Nothing real shocking that hasn't already been discussed but a few things stood out to me.

1.  The sales rep said the cost of point is going up to $10 on 9/1/2010

2.  The sales rep checked with the house attorney and said the point system was the same as the Disney system with regards to point allocation and raising the point requirements for a stay.  When I pressed the issue and asked specifically that if points went up at e.g.
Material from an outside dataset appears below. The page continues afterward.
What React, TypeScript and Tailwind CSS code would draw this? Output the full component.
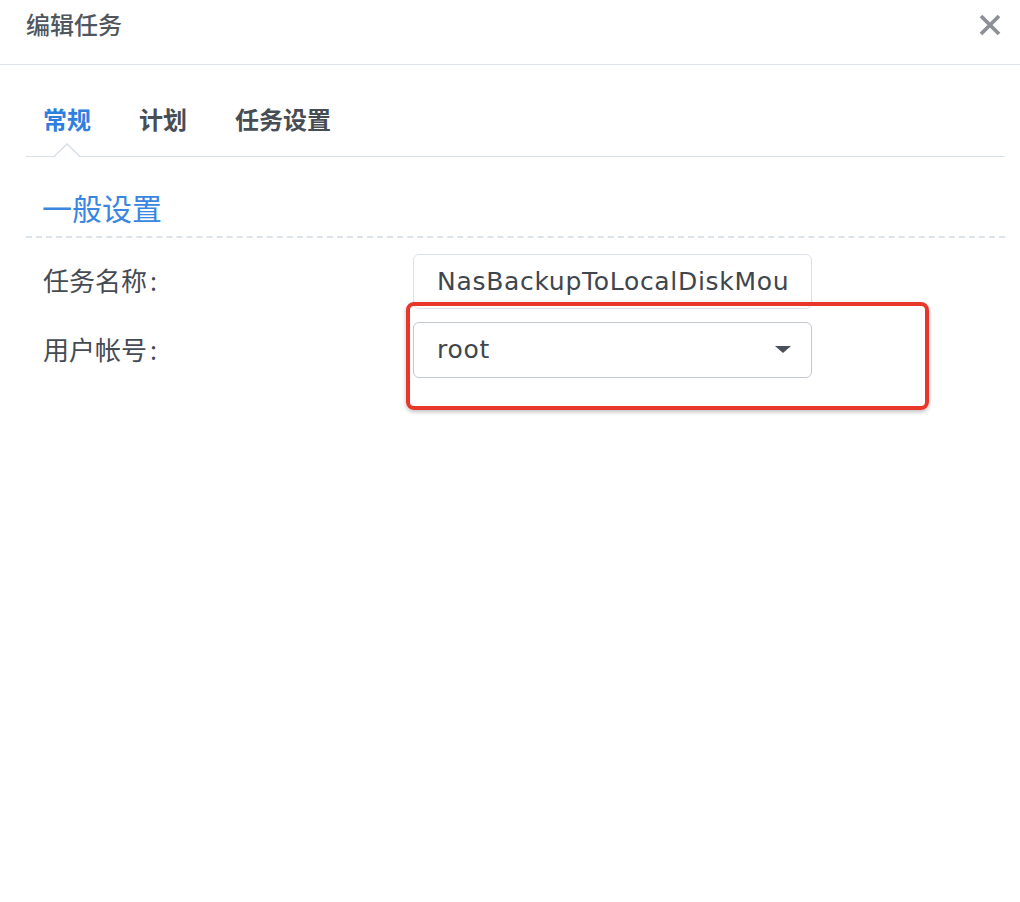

Hilton Head Surf Watch week then they would be decreased another week specifically at Surf Watch or somewhere within the new "Trust", I never rec'd a specific answer only that they would be decreased.  He also said that this is listed in writing in the initial public offering.  

3.  He claimed that over time the point inventory at sold out resorts would be 51% in the points program.  His math was 36% of owners would trade in there weeks to the points program and 15% of the inventory would come from owners trading in there weeks for Marriott Reward points.
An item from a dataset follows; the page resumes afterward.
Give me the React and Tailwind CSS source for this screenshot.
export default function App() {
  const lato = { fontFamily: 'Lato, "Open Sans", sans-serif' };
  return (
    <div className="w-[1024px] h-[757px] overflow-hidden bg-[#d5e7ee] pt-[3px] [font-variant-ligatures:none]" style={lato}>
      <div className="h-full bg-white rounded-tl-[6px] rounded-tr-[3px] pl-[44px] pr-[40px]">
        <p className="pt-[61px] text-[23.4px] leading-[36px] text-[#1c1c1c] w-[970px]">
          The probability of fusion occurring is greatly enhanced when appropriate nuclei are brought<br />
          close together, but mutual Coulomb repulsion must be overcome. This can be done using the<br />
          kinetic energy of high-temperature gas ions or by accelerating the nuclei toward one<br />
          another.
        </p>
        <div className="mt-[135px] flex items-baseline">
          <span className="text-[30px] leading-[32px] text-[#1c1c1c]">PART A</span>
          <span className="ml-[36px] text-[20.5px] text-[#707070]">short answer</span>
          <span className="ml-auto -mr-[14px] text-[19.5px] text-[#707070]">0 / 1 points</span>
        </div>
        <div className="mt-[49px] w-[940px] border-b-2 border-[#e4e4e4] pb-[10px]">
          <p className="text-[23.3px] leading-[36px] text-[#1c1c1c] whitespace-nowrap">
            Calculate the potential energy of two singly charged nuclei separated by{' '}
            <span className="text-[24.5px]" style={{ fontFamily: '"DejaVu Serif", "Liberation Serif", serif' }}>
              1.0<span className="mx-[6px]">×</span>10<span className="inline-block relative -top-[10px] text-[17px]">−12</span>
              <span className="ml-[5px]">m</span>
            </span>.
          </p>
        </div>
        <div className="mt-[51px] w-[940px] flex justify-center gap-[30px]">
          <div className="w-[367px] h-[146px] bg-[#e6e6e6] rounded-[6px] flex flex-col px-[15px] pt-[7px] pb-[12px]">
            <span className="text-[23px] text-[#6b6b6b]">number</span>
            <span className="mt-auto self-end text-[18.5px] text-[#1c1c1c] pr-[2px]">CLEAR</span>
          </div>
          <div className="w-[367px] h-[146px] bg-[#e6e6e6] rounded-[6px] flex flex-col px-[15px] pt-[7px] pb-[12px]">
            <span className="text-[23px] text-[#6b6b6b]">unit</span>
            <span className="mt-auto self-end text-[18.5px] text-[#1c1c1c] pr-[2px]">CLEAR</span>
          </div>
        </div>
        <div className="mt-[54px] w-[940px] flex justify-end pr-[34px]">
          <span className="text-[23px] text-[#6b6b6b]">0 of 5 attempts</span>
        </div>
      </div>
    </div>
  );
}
4.  He didn't believe that I could sign up to enroll for the points program online and even went to double check with his manager.  He was actually trying to scare us into converting/enrolling with "if you don't do it today it's going to be too late."

He actually got quite nasty when he realized we weren't going to sign up for anything today and asked why we attended today.  I think he was suprised when I told him to learn from his experience.


----------



## Bunk (Jun 30, 2010)

If the prices are going up from $9.00 to $10.00 on September 1, we should all hold off doing a sales presentation until after that date.
I know I will feel better knowing that I saved $10,000 by not buying 1,000 points instead of saving $9,000 by not buying those points.
LOL.


----------



## siberiavol (Jun 30, 2010)

Bunk said:


> If the prices are going up from $9.00 to $10.00 on September 1, we should all hold off doing a sales presentation until after that date.
> I know I will feel better knowing that I saved $10,000 by not buying 1,000 points instead of saving $9,000 by not buying those points.
> LOL.



You gave me a whole new reason to take tours.


----------



## gblotter (Jun 30, 2010)

*season change for Maui Ocean Club?*



lovemyjeep said:


> ... and the seasons changed for Maui Ocean Club versus 1-51 prior.
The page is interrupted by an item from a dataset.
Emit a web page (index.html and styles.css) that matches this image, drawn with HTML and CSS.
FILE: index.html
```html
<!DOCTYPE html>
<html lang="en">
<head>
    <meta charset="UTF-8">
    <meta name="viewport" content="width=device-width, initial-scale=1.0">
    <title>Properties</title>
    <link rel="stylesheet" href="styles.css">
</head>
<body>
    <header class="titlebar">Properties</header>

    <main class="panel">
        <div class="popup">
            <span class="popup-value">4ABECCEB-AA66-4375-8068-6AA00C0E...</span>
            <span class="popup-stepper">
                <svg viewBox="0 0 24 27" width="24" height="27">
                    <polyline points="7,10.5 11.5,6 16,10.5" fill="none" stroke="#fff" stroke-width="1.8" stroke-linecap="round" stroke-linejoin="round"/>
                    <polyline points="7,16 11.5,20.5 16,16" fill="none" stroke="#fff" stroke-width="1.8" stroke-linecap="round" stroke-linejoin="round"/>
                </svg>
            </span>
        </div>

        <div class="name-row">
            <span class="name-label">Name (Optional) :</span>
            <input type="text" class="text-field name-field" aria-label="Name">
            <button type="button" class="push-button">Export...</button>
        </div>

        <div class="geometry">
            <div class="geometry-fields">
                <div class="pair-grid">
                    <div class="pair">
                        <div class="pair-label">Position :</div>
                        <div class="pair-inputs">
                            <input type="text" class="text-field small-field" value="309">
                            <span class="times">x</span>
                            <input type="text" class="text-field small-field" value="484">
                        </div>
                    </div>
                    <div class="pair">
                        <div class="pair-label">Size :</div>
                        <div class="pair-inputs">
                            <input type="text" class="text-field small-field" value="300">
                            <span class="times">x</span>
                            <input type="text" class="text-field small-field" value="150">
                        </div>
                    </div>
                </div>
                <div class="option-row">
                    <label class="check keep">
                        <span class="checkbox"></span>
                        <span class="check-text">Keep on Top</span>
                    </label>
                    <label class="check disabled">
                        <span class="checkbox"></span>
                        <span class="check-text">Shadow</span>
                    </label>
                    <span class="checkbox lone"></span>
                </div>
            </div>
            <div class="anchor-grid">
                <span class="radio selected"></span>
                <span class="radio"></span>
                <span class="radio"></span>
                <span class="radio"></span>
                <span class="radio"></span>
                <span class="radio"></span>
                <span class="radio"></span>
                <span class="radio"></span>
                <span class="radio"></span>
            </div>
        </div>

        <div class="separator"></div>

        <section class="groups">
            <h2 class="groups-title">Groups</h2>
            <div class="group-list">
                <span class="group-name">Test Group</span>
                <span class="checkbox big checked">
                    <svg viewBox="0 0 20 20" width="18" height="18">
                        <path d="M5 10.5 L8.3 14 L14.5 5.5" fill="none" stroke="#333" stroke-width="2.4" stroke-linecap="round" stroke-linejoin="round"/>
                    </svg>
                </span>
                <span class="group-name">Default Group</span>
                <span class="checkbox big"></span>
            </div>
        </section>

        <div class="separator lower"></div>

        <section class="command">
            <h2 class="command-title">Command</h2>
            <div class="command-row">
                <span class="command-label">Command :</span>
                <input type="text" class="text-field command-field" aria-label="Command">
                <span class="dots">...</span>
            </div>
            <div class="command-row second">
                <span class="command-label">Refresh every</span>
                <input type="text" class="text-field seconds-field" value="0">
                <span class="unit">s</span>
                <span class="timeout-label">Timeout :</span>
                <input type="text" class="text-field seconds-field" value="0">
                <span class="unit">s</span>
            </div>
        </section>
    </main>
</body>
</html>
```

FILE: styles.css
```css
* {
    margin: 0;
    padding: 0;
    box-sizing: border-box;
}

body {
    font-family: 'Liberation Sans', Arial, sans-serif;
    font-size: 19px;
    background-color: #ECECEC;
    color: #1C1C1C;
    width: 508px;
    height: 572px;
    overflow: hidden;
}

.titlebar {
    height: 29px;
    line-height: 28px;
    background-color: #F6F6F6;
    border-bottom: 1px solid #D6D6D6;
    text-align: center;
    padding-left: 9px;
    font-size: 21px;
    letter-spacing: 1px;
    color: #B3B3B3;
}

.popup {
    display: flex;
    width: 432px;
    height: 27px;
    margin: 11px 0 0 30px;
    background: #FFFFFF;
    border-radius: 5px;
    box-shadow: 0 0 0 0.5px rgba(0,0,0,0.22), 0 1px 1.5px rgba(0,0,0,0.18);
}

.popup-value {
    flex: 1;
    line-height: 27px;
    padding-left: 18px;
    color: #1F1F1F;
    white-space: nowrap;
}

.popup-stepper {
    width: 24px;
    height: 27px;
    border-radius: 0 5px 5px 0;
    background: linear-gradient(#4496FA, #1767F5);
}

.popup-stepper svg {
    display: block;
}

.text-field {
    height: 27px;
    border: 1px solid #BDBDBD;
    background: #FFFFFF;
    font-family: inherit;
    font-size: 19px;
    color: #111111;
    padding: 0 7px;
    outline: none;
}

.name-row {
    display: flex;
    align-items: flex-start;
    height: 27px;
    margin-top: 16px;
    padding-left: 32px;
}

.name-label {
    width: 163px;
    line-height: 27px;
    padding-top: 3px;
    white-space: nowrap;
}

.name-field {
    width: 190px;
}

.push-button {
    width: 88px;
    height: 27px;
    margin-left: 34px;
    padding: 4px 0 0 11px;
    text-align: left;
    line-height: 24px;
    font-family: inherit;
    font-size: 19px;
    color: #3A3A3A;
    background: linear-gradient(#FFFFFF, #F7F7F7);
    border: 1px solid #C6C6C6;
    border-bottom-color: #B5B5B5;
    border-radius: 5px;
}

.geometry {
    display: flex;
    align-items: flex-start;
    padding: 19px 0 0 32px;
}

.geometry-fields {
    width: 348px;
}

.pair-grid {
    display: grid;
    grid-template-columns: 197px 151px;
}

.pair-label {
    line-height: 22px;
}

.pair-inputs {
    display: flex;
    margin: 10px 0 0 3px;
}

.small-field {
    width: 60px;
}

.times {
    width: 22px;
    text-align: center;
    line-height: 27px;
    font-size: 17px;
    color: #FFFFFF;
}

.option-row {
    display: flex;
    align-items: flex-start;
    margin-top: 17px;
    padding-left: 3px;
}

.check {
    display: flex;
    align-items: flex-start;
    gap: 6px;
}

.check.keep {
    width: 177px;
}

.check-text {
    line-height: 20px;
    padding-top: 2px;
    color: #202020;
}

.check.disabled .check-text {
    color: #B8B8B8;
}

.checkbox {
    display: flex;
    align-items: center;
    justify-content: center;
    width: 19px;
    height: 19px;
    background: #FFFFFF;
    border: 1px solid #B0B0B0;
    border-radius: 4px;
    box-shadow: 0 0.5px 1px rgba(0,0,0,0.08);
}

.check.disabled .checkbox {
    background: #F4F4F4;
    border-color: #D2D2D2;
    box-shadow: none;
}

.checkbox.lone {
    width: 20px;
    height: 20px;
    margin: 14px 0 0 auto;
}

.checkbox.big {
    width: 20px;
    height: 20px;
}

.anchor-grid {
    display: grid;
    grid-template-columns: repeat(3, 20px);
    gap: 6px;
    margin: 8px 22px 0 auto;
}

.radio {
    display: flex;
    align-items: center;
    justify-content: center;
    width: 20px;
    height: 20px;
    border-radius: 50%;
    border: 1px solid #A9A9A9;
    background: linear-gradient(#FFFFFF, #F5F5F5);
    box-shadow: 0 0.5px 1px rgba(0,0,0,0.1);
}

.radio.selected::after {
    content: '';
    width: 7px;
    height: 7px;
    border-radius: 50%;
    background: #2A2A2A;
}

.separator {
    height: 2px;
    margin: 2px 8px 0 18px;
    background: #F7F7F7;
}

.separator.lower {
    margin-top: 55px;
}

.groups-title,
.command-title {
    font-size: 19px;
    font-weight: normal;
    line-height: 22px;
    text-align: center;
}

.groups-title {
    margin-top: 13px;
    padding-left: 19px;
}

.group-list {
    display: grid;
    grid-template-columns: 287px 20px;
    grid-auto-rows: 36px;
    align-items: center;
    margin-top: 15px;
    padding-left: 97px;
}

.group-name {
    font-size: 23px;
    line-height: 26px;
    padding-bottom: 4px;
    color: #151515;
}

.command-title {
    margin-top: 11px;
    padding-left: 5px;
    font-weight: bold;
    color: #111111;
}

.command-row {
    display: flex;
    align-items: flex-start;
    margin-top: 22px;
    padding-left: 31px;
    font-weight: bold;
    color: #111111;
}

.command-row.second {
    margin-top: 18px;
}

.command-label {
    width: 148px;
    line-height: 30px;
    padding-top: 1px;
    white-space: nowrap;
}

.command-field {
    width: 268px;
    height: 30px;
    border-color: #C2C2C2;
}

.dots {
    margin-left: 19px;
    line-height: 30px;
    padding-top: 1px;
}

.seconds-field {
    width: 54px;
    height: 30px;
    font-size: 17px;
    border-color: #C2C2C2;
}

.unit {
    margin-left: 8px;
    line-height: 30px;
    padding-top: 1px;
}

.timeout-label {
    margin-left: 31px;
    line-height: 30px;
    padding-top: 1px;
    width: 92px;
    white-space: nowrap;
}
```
As a Maui Ocean Club owner, I have somehow missed this point.  Can someone explain the season change for MMO?


----------



## dougp26364 (Jun 30, 2010)

gblotter said:


> As a Maui Ocean Club owner, I have somehow missed this point.  Can someone explain the season change for MMO?



I think what they were refering to was that different weeks require different amounts of points. If MMO is typical of most resorts, the points given to an owner by Marriott aren't enough to reserve any week in ones original season.


----------



## gblotter (Jun 30, 2010)

We are staying at Mountainside this week.  There is a banner advertising the Destinations program, but nothing else.  Nobody has contacted us for a presentation.  There doesn't even seem to be anybody onsite from the sales team to answer questions.  Curious circumstances.  Perhaps Marriott isn't interested in recruiting non-platinum Mountainside weeks into the points pool.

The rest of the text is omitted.